Cover for A Winter AwayA review of A Winter Away tantalized me enough to make me order the book, a reprint from Furrowed Middlebrow. Much to my delight, the novel resembled, in different ways, those of two of my favorite authors for light, amusing reading.

Maud feels she has been too long at home, where she has always been regarded as delicate. Learning of an opportunity where she can live with Cousin Alice and her friend Miss Conway, thus satisfying her family’s demand about not moving to London, Maud has taken a job as a secretary to Marius Feniston of Glaine. Maud is at first terrified of making a mistake, for she knows her boss, called Old M. by Miss Conway, fired his last secretary. But she comes to like the old man and enjoy working in the crumbling but romantic mansion.

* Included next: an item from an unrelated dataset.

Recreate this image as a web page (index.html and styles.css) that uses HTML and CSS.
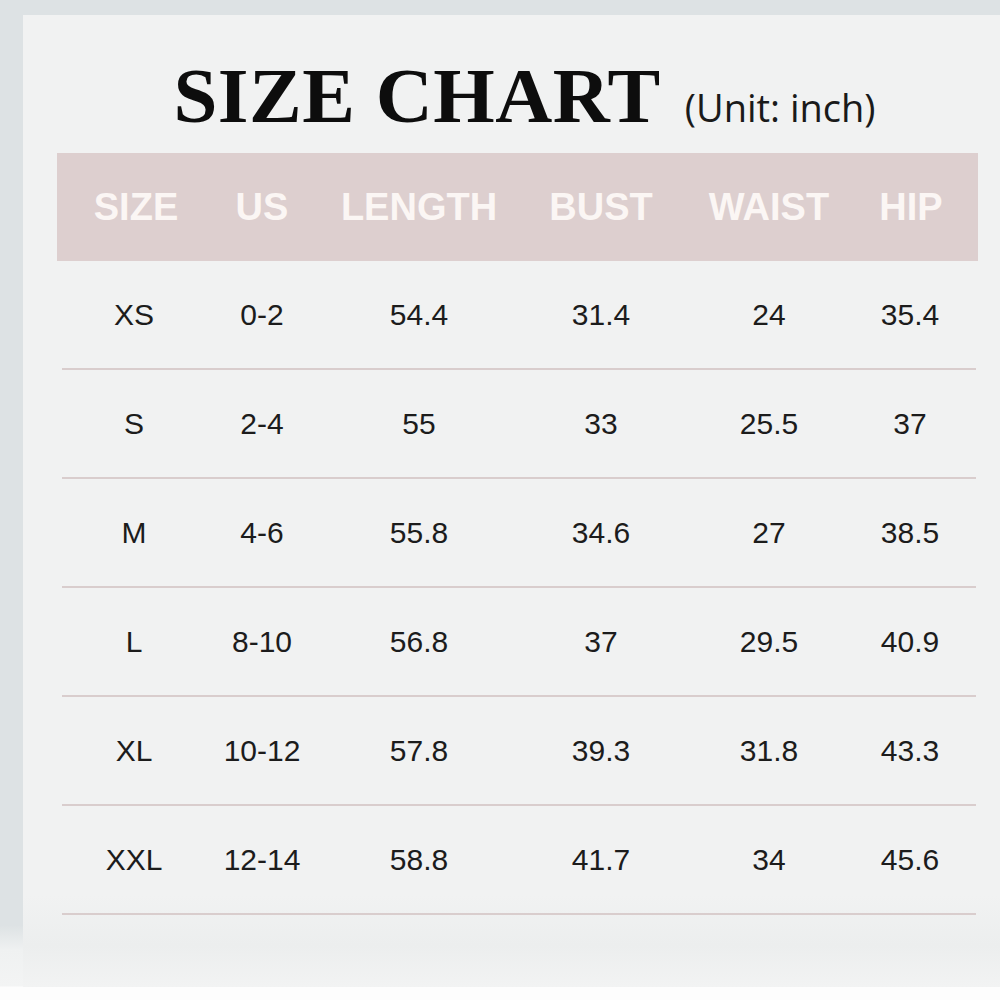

Marius Feniston is feuding with this nephew, Charles, who keeps a garden within Glaine’s grounds and operates greenhouses. At first, Maud is inclined to romanticize Charles and think that Oliver, Marius’s son, is demanding and boring. But sometimes Maud is prone to jump to conclusions.

A Winter Away is full of amusing situations and insights about people. Maud helps her neighbor Ensie in her romance with the curate. Miss Conway is jealous of Maud and tries to drive her away by sabotaging objects around the house, while Cousin Alice observes passively and Maud doesn’t even notice she’s doing it. Maud tries to discover the roots of the feud with Charles and prevent Oliver from arguing with his father every time he visits.

Fair’s observations about people are amusing and insightful, reminding me of Angela Thirkell but without its occasional class snobbery. Fair’s novels are a little more recent, and her situations and characters remind me of the best of Elizabeth Cadell. I enjoy both writers, so this novel was a pleasant discovery for me.